Python Exception Handling

Definition and Background

In software, exceptions date from the late 1960s, when they were introduced into Lisp-based languages. By definition, they are intended to indicate something unusual is happening. Hardware often allows execution to continue in its original flow directly after an exception, but over time these kinds of “resumable” exceptions have been entirely phased out of software. You can read more about this in the Wikipedia article, but the important point is that these days, software exceptions are essentially a way to jump to an entirely different logical path.

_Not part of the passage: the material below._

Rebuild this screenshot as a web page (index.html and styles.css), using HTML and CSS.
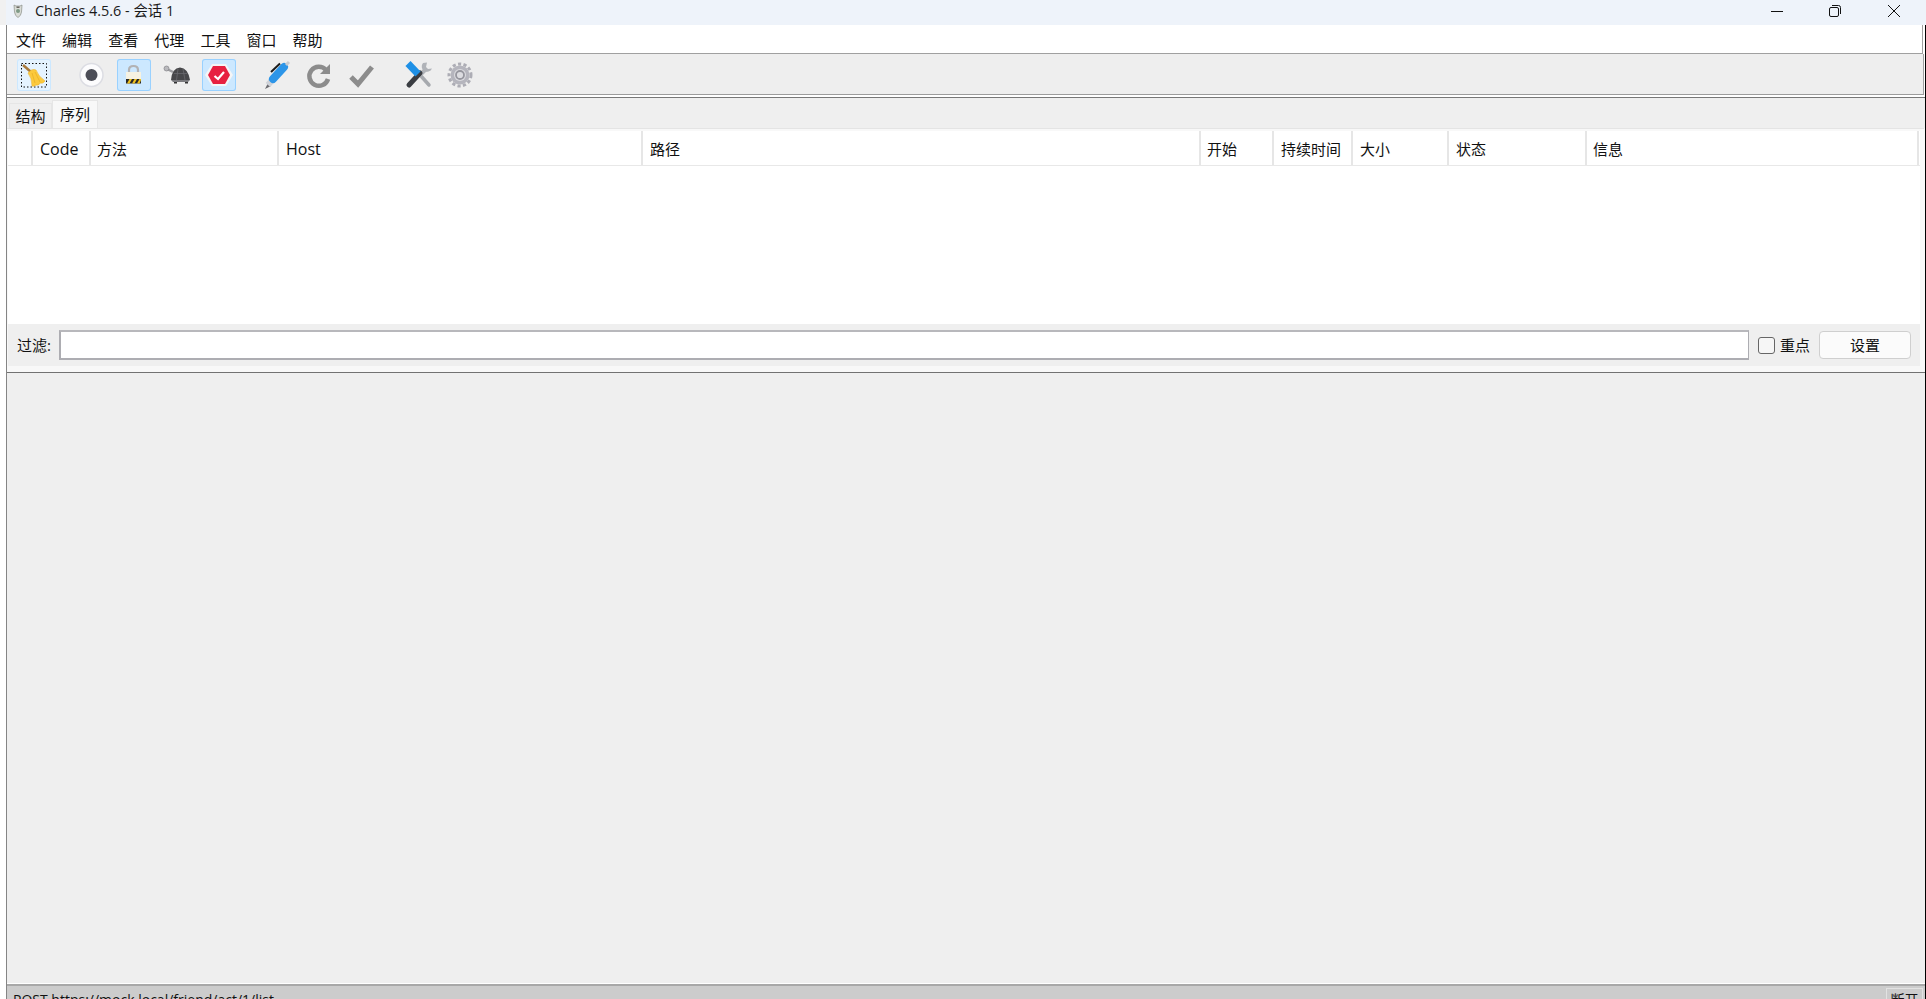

Intuitively there are good reasons for exceptions to exist. It is difficult to anticipate the full scope of possible inputs to your program, or the potential outputs of your dependencies. Even if you were able to somehow able to guarantee that your program will only ever be called with the same parameters, cosmic rays happen, disks fail, and network connectivity flakes, and these can manifest in a variety ways that all result in your program needing to metaphorically vomit.

In Python

I primarily program in Python, which is a very flexible programming language. Given that it has “duck typing”, values are happily passed around as long as possible until it is proven that computation cannot succeed. I had noticed a tendency in my own programming and in other code I read to use exception handling as program flow control. Here is a really small example that I saw (paraphrased) in code earlier this week:

import json


def get_foo(filename):
    with open(filename, 'rb') as fobj:
        data = json.load(fobj)
    try:
        return data['foo']
    except KeyError:
        return None

If I run this, all that will ever happen is either foo will be returned, or None will be returned, right?

(no.)

There are a lot of other possible exceptions in this code. What if the data doesn’t turn out to be a dict? As far as I know, this would raise a TypeError. What if data isn’t valid JSON? With the standard json library, it would be a ValueError or JSONDecodeError. What if there isn’t even a file called filename? IOError. All of these are indicative of malformed data, rather than just a value that hasn’t been set.

It’s really tempting to enumerate all of these explicitly:

import json


class MalformedDataError(Exception):
    pass


def get_foo(filename):
    try:
        with open(filename, 'rb') as fobj:
            data = json.load(fobj)
    except IOError, ValueError, JSONDecodeError:
        raise MalformedDataError
        
    try:
        return data['foo']
    except TypeError:
        raise MalformedDataError()
    except KeyError:
        return None

When I look at this however, it feels a little weird… like it’s not the best practice. The exception handlers are being used for two fundamentally different things: an expected, but maybe unusual case, and violation of the underlying assumptions of the function.

Plus, trying to think of every single possible source of exceptions is arduous. It makes me nervous now, even in this toy example of four lines of code non-try/except code. What if the filename isn’t a str? Should I add another handler? There are already a lot of except clauses, and they’re starting to get in the way of the readabilily of the code.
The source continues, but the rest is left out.